__What is asked__: Filter this data down to the lines that hold "styles", and copy them.
BEGIN
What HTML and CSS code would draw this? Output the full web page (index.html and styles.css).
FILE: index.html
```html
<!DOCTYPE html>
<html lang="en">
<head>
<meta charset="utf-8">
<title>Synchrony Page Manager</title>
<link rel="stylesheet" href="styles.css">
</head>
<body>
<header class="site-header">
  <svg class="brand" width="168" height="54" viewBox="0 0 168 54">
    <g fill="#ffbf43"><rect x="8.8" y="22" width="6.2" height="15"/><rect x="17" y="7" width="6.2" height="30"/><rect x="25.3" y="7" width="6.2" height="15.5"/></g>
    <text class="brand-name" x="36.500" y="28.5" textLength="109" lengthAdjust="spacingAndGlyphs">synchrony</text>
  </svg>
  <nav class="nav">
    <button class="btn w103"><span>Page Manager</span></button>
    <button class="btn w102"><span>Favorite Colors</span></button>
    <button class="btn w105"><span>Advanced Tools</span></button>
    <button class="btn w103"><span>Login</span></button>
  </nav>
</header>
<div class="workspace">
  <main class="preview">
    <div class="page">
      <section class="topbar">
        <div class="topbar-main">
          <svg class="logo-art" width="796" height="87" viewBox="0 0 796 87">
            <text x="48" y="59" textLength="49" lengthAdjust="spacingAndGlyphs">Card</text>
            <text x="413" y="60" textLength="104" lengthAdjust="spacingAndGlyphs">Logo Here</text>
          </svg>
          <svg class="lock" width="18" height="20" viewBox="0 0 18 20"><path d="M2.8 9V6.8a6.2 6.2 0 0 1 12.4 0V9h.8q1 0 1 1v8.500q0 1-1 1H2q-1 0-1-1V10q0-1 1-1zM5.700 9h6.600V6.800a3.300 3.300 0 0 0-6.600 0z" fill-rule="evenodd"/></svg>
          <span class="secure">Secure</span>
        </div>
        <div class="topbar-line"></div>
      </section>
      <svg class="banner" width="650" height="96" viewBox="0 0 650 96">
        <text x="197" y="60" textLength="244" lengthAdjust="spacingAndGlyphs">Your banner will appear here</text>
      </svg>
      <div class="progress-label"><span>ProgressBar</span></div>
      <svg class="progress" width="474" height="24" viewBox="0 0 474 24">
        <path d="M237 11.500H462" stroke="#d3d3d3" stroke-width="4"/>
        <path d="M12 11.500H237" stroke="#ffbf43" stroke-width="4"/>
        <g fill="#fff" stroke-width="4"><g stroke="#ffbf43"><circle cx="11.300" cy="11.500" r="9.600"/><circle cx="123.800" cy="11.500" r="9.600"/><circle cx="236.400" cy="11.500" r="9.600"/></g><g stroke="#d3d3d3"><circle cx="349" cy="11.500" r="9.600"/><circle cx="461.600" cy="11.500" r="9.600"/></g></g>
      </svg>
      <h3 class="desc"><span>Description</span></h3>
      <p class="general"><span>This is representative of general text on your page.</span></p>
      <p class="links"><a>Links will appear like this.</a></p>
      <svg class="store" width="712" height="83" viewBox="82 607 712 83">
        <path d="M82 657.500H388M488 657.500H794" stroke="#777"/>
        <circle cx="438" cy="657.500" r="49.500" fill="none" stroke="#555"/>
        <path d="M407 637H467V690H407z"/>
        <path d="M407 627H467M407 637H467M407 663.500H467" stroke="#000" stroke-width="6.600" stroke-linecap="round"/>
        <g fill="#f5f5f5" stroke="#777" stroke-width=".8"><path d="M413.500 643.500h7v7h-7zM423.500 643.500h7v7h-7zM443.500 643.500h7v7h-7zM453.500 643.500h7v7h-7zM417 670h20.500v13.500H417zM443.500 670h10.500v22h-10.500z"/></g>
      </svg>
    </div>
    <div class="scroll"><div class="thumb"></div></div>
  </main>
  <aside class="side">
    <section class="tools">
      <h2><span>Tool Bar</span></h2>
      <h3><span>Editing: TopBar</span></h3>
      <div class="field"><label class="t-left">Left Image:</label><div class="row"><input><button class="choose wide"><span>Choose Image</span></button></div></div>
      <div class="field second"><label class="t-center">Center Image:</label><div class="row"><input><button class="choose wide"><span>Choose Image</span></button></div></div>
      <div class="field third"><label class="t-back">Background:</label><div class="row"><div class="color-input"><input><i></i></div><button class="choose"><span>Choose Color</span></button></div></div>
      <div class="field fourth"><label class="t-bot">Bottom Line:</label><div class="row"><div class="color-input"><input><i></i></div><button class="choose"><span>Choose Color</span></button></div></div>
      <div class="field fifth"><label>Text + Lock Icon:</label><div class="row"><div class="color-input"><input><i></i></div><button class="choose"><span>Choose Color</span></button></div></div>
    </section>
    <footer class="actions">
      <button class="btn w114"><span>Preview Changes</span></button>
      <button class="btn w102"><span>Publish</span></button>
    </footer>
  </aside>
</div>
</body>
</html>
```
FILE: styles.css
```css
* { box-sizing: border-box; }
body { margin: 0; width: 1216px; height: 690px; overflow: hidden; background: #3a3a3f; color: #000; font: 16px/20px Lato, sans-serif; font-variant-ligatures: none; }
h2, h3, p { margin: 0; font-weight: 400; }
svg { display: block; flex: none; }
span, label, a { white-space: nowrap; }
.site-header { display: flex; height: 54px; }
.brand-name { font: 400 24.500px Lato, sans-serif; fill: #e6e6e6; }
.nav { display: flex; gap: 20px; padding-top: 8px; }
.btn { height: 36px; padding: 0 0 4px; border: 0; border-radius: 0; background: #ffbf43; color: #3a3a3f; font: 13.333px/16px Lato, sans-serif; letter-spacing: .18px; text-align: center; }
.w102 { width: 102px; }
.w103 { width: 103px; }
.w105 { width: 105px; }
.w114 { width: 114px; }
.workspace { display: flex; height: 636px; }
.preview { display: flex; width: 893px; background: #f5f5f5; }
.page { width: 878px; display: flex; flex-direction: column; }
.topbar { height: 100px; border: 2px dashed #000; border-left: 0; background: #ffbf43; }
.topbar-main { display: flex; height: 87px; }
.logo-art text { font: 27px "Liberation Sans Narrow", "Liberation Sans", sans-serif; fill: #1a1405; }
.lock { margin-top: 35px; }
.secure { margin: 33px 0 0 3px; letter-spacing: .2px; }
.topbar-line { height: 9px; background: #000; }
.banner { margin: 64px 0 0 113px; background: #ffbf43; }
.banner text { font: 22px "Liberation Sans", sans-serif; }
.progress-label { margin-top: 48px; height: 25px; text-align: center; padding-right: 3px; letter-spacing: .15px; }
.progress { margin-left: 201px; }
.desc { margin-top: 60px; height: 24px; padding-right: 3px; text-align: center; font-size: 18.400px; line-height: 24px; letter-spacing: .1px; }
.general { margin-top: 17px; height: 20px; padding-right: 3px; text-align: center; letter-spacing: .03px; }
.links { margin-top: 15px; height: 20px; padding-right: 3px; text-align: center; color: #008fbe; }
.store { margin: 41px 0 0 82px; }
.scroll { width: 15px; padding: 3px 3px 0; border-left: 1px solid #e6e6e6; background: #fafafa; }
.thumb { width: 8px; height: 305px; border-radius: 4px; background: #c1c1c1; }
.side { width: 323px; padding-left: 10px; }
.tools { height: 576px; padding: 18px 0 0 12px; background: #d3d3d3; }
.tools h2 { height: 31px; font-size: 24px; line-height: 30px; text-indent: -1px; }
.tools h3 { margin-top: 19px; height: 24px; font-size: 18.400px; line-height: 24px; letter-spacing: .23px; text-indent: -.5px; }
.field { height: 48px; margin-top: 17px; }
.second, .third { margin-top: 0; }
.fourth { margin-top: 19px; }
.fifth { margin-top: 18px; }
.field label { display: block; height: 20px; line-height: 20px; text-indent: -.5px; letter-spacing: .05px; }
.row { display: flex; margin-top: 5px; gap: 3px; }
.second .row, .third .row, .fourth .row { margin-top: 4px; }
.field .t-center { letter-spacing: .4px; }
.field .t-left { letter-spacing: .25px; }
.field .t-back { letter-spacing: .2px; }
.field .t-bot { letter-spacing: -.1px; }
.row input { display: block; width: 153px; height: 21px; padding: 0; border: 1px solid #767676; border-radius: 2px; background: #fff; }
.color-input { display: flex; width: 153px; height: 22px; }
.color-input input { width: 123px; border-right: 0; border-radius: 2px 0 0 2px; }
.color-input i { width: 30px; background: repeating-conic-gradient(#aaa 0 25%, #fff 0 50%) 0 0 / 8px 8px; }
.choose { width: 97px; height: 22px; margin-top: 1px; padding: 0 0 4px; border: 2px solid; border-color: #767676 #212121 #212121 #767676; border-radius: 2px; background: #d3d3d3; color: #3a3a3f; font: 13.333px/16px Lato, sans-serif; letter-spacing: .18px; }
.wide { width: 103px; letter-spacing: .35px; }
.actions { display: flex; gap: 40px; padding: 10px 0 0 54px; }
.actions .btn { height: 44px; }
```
END
__Result__:
What HTML and CSS code would draw this? Output the full web page (index.html and styles.css).
<link rel="stylesheet" href="styles.css">
FILE: styles.css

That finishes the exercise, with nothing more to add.